5. Reformasi Pertanian dan Perlindungan Petani


Petani kecil harus diberdayakan melalui:


Akses bibit unggul dan pupuk berkualitas.


Pelatihan teknologi pertanian modern.


Asuransi pertanian untuk melindungi dari gagal panen.


Jaminan harga minimum hasil panen agar petani tidak dirugikan.


6. Mitigasi Krisis Iklim


Pertanian berkelanjutan harus menjadi prioritas. Pemerintah perlu mengembangkan irigasi hemat air, memperbanyak lahan pangan berkelanjutan, dan melakukan riset bibit tahan iklim ekstrem.


7. Partisipasi Masyarakat dan Swasta


Masalah kelaparan bukan hanya tanggung jawab pemerintah.
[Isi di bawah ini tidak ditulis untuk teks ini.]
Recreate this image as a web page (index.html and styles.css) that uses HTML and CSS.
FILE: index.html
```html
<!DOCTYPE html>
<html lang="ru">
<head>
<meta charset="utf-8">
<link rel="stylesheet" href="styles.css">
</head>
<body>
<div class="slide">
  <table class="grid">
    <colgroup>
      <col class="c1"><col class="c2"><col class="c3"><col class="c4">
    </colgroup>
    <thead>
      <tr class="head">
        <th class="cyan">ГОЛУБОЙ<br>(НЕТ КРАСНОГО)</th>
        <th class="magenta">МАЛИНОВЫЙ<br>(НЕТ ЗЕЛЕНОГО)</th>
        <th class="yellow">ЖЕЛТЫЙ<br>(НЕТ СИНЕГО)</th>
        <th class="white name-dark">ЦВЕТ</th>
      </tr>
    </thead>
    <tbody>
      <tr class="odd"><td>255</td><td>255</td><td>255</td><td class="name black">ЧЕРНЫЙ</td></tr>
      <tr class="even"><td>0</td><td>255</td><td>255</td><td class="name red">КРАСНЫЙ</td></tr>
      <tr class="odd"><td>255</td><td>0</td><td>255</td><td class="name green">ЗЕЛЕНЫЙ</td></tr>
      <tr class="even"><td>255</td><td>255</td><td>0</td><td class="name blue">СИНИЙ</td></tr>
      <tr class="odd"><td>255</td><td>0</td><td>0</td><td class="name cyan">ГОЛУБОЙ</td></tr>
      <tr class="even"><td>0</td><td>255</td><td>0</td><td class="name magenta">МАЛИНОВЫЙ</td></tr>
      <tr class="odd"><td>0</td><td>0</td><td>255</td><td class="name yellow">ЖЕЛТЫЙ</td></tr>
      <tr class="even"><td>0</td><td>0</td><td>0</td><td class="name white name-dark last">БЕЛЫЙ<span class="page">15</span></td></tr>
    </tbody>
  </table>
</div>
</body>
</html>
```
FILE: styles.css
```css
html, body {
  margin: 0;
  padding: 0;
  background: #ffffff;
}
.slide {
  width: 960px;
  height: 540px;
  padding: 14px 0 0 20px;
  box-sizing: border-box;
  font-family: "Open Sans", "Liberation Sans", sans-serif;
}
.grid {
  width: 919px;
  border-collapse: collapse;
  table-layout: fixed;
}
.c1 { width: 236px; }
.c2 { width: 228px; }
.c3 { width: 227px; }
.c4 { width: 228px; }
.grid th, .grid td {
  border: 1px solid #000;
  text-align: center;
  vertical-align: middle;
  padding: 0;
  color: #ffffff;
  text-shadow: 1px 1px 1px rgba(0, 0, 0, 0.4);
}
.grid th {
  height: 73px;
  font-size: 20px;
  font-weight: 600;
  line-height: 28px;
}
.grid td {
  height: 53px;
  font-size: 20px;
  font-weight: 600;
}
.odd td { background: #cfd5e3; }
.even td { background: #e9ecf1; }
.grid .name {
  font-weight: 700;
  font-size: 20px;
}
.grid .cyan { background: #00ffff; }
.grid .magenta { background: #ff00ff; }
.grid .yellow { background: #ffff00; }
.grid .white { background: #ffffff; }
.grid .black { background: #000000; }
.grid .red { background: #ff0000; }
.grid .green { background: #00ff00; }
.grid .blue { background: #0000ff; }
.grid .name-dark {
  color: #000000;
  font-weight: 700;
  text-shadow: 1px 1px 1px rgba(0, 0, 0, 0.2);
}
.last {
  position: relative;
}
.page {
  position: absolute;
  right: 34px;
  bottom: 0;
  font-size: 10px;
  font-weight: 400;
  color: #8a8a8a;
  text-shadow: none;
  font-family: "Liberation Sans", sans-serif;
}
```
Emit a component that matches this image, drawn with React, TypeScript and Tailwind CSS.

Lembaga swadaya masyarakat, komunitas, dan sektor swasta harus dilibatkan dalam program pengentasan kelaparan. Misalnya, dengan bank pangan yang menyalurkan makanan sisa layak konsumsi dari hotel, restoran, dan rumah tangga untuk masyarakat miskin.


8. Pengawasan Ketat dan Transparansi


Korupsi dalam distribusi bantuan pangan adalah pengkhianatan besar terhadap rakyat. Oleh karena itu, setiap program harus melibatkan pengawasan dari lembaga independen, media, dan masyarakat sipil.


Penutup


Ironi Indonesia sebagai negara kaya sumber daya alam namun masih masuk tiga besar negara dengan tingkat kelaparan tertinggi di Asia Tenggara adalah tamparan keras bagi bangsa ini. Kelaparan bukan semata karena produksi pangan kurang, tetapi lebih pada masalah struktural: distribusi, daya beli, pendidikan gizi, dan kebijakan yang lemah.


Jika masalah ini tidak segera diatasi, maka kelaparan akan menggerus kualitas sumber daya manusia Indonesia, menghambat bonus demografi, dan mengancam cita-cita Indonesia Emas 2045. Namun, jika dilakukan perbaikan serius melalui distribusi pangan yang merata, diversifikasi konsumsi, reformasi kebijakan pertanian, serta edukasi gizi, Indonesia seharusnya bisa keluar dari jeratan paradoks ini.


Indonesia punya semua syarat untuk menjadi bangsa besar dan sejahtera. Yang dibutuhkan hanyalah komitmen kuat, kebijakan tepat, dan kepedulian kolektif agar tidak ada lagi anak bangsa yang tumbuh dengan perut lapar di tanah yang kaya raya.